Jean Alesi’s 1991 Ferrari F1 racer for sale for $700,000
Owning piece of Formula One is something that we can all have provided that we have enough moolah to do so. And for $700,000, we can actually purchase a genuine F1 race car that was piloted by veteran F1 driver Jean Alesi.
The race car is a 1991 Ferrari F1 Scuderia Tipo 642 racer with chassis No. 126 and a dealer from Florida is putting it up for sale for anyone with a remote interest in acquiring a supposedly genuine F1 racer.
As we’ve mentioned, the car was used back in 1991 and is powered by a 3.5-liter V12 engine that’s linked to a 7-speed gearbox. At the time the season ended, Ferrari rebuilt some of their Tipo 642’s and sold them to private collectors, which would explain why this particular one found its way all the way to Florida.
So there you have it, a 1991 F1 race car for the price of today’s supercars. Interested or pass?
Sellers description after the jump
From the Seller:
"The last of the "turbo-charged" Ferrari Formula One Cars
Herein offered is the rare opportunity to own the coveted Jean Alesi Ferrari Tipo 642 – one of enduring beauty and potency powered by a 3.5-litre 60-valve 4 cam turbo-charged V12-engined cars designed for the Maranello team by the acclaimed ex-McLaren engineer John Barnard.
These cars as driven by Alain Prost and Nigel Mansell had brought the Italian marque back to true competitiveness in Formula 1 after some seasons in the doldrums and they proved very effective against all but absolutely the strongest opposition.
French driver Jean Alesi looked a brilliant prospect when he first joined the Ferrari team in 1991, having established himself in the Formula 1 World Championship with some staggering drives in the advanced but under-powered Tyrrell cars during the previous season.
He shone in many of his Ferrari drives but was too often unlucky with their cars, yet he has passed into Ferrari’s charismatic history as having been one of the most abidingly spectacular and phenomenally fast works drivers – joining the memory of other such French stars as Didier Pironi, Rene Arnoux, Patrick Tambay, Maurice Trintignant, Jean Behra – right back through the decades to the great Raymond Sommer who was a Ferrari Formula 1 team driver upon their debut in 1948.
This particular car – serial ’126’ – emerged as Jean Alesi’s favored race chassis in the 1991 Monaco Grand Prix at Monte Carlo where after a troubled practice period – during which he spun, knocked off a wing against the barrier in the Casino Square and yet briefly held 2nd fastest qualifying time – he drove a fine race to finish third on the Sunday afternoon, on the same lap as the dueling first and second placed pair of winners Ayrton Senna’s McLaren-Honda and Nigel Mansell’s Williams-Renault.
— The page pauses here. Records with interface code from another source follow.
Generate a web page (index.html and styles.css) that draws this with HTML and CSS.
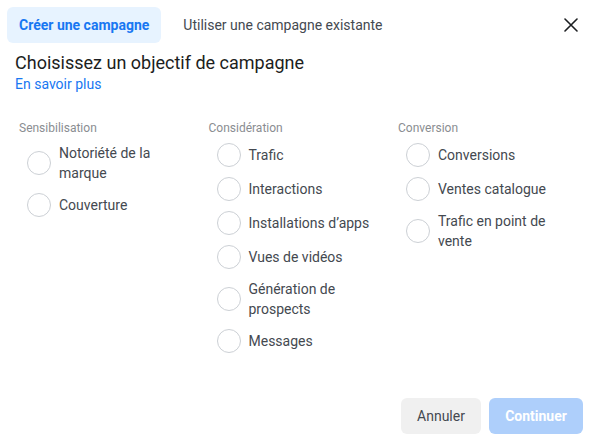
FILE: index.html
```html
<!DOCTYPE html>
<html lang="fr">
<head>
<meta charset="utf-8">
<link rel="stylesheet" href="styles.css">
</head>
<body>
<div class="dialog">
  <div class="tabs">
    <div class="tab tab-active">Créer une campagne</div>
    <div class="tab">Utiliser une campagne existante</div>
    <button class="close" aria-label="Fermer">
      <svg width="14" height="14" viewBox="0 0 14 14"><path d="M1 1L13 13M13 1L1 13" stroke="#1c1e21" stroke-width="1.6" stroke-linecap="round"/></svg>
    </button>
  </div>
  <h1 class="title">Choisissez un objectif de campagne</h1>
  <a class="learn">En savoir plus</a>
  <div class="cols">
    <div class="col">
      <div class="col-head">Sensibilisation</div>
      <div class="opt"><span class="radio"></span><span class="lbl">Notoriété de la marque</span></div>
      <div class="opt"><span class="radio"></span><span class="lbl">Couverture</span></div>
    </div>
    <div class="col">
      <div class="col-head">Considération</div>
      <div class="opt"><span class="radio"></span><span class="lbl">Trafic</span></div>
      <div class="opt"><span class="radio"></span><span class="lbl">Interactions</span></div>
      <div class="opt"><span class="radio"></span><span class="lbl">Installations d’apps</span></div>
      <div class="opt"><span class="radio"></span><span class="lbl">Vues de vidéos</span></div>
      <div class="opt"><span class="radio"></span><span class="lbl">Génération de prospects</span></div>
      <div class="opt"><span class="radio"></span><span class="lbl">Messages</span></div>
    </div>
    <div class="col">
      <div class="col-head">Conversion</div>
      <div class="opt"><span class="radio"></span><span class="lbl">Conversions</span></div>
      <div class="opt"><span class="radio"></span><span class="lbl">Ventes catalogue</span></div>
      <div class="opt"><span class="radio"></span><span class="lbl">Trafic en point de vente</span></div>
    </div>
  </div>
  <div class="footer">
    <button class="btn btn-cancel">Annuler</button>
    <button class="btn btn-continue">Continuer</button>
  </div>
</div>
</body>
</html>
```
FILE: styles.css
```css
html, body {
  margin: 0;
  padding: 0;
  background: #fff;
}
body {
  font-family: Roboto, "Liberation Sans", sans-serif;
  color: #1c1e21;
}
.dialog {
  width: 593px;
  height: 444px;
  display: flex;
  flex-direction: column;
  box-sizing: border-box;
}
.tabs {
  display: flex;
  align-items: center;
  padding: 7px 7px 0 7px;
  gap: 10px;
}
.tab {
  height: 36px;
  line-height: 36px;
  padding: 0 12px;
  font-size: 14px;
  color: #444950;
  border-radius: 6px;
}
.tab-active {
  background: #e7f3ff;
  color: #1877f2;
  font-weight: 700;
}
.close {
  margin-left: auto;
  width: 30px;
  height: 30px;
  margin-right: 0;
  border: 0;
  background: none;
  padding: 0;
  display: flex;
  align-items: center;
  justify-content: center;
}
.title {
  margin: 9px 0 0 15px;
  font-size: 18px;
  font-weight: 400;
  line-height: 22px;
  color: #1c1e21;
}
.learn {
  margin: 0 0 0 15px;
  font-size: 14px;
  line-height: 20px;
  color: #1877f2;
  align-self: flex-start;
}
.cols {
  display: grid;
  grid-template-columns: 189.5px 189.5px 189.5px;
  padding-left: 19px;
  margin-top: 26px;
}
.col {
  display: flex;
  flex-direction: column;
  gap: 10px;
}
.col-head {
  font-size: 12px;
  line-height: 16px;
  color: #8a8d91;
  margin-bottom: -3px;
}
.opt {
  display: flex;
  align-items: center;
  gap: 8px;
  padding-left: 8px;
  padding-right: 20px;
}
.radio {
  flex: none;
  width: 24px;
  height: 24px;
  box-sizing: border-box;
  border: 1px solid #ccd0d5;
  border-radius: 50%;
}
.lbl {
  font-size: 14px;
  line-height: 20px;
  color: #444950;
}
.footer {
  margin-top: auto;
  display: flex;
  justify-content: flex-end;
  gap: 8px;
  padding: 0 10px 10px 0;
}
.btn {
  height: 36px;
  border: 0;
  border-radius: 6px;
  font-family: Roboto, "Liberation Sans", sans-serif;
  font-size: 14px;
  padding: 0 16px;
}
.btn-cancel {
  background: #f0f0f0;
  color: #444950;
  width: 80px;
}
.btn-continue {
  background: #aecffb;
  color: #fff;
  font-weight: 700;
  width: 94px;
}
```
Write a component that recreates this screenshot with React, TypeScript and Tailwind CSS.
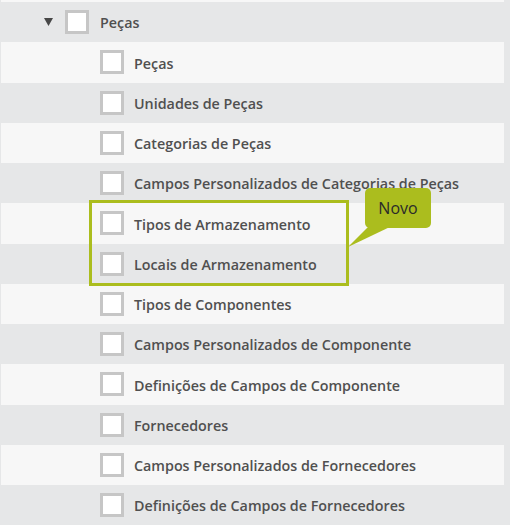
const items = [
  "Peças",
  "Unidades de Peças",
  "Categorias de Peças",
  "Campos Personalizados de Categorias de Peças",
  "Tipos de Armazenamento",
  "Locais de Armazenamento",
  "Tipos de Componentes",
  "Campos Personalizados de Componente",
  "Definições de Campos de Componente",
  "Fornecedores",
  "Campos Personalizados de Fornecedores",
  "Definições de Campos de Fornecedores",
];

function Checkbox() {
  return <div className="w-6 h-6 shrink-0 border-[3px] border-[#c6c6c6] bg-white" />;
}

function Row({ label, light }: { label: string; light: boolean }) {
  return (
    <div
      className={
        light
          ? "h-[40.25px] flex items-center ml-px mr-[6px] bg-[#f7f7f7] pl-[99px]"
          : "h-[40.25px] flex items-center bg-[#e6e7e8] pl-[100px]"
      }
    >
      <Checkbox />
      <span className="ml-[10px] pt-[2px] text-[14.3px] font-semibold text-[#505050] whitespace-nowrap">{label}</span>
    </div>
  );
}

export default function App() {
  return (
    <div
      className="relative w-[510px] h-[525px] overflow-hidden bg-[#e6e7e8]"
      style={{ fontFamily: '"Open Sans", "Liberation Sans", sans-serif' }}
    >
      <div className="h-[2px] ml-px mr-[6px] bg-[#f7f7f7]" />

      {/* parent node */}
      <div className="h-[40.25px] flex items-center bg-[#e6e7e8]">
        <svg className="ml-[44px] w-[9px] h-[8px]" viewBox="0 0 9 8">
          <path d="M0 0H9L4.5 8Z" fill="#474747" />
        </svg>
        <div className="ml-[12px]">
          <Checkbox />
        </div>
        <span className="ml-[11px] pt-[2px] text-[14.3px] font-semibold text-[#505050]">Peças</span>
      </div>

      {items.map((label, i) => (
        <Row key={label} label={label} light={i % 2 === 0} />
      ))}

      {/* highlight around the new entries */}
      <div className="absolute left-[89px] top-[200px] w-[260px] h-[86px] border-[3px] border-[#abbd1e]" />

      {/* "Novo" callout */}
      <svg className="absolute left-[345px] top-[225px] w-[55px] h-[25px]" viewBox="0 0 55 25">
        <path d="M25 0H49L3 22Z" fill="#abbd1e" />
      </svg>
      <div className="absolute left-[365px] top-[188px] w-[66px] h-[40px] rounded-[5px] bg-[#abbd1e] flex items-center justify-center text-[16px] text-[#2a2a2a]">
        Novo
      </div>
    </div>
  );
}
Jean Alesi drove the same car in the Canadian Grand Prix on Montreal’s lle Notre Dame circuit, where he qualified on the forth row and was put out of the race by engine trouble after 34 laps. In Mexico he actually qualified this car fourth fastest, alongside the incomparable Senna’s McLaren-Honda, behind the dominant Williams-Renault V10’s of Riccardo Patrese and Nigel Mansell, but in the race he was again dogged by wretched luck as the car’s clutch failed at 42 laps.
Chassis ’127’ replaced this car within the race team from the British Grand Prix, and this Tipo 642 was then carefully rebuilt and prepared for private sale by the Ferrari factory at the end of that season. It has since been preserved and displayed in one the world’s most prestigious private collections.
These Ferrari Tipo 642’s were essentially a 1990 design, updated in detail for the 1991 season, with cosmetic changes to the overall aero-dynamic shape and structure. The top bodywork one-piece moulding was revised and reshaped, and wings were up rated while new under-tail diffusers floors were also adopted.
Larger front wings carried bigger endplates that hitherto and after the Imola Grand Prix had introduced a completely new aerodynamic package the model became known to the team as the Tipo 642/2.
This development introduced rather longer side pods which were less rounded then the original form, and also added a new airbox engine intake design and revised rear diffusers. While the front suspension system remained unchanged the front dampers were new.
The new replacement Tipo 643 design eventually made its debut in time for the French Grand Prix at Magny-Cours that year, featuring an all-new molded composite monocoque chassis design, developed from the 642’s.
This is truly one of the most desirable of all Formula 1 Ferrari models and this example is an immensely handsome, desirable and fitting reminder of a great era of World Championship-level, pinnacle standard Grand Prix racing in general – and of French star Jean Alesi in particular."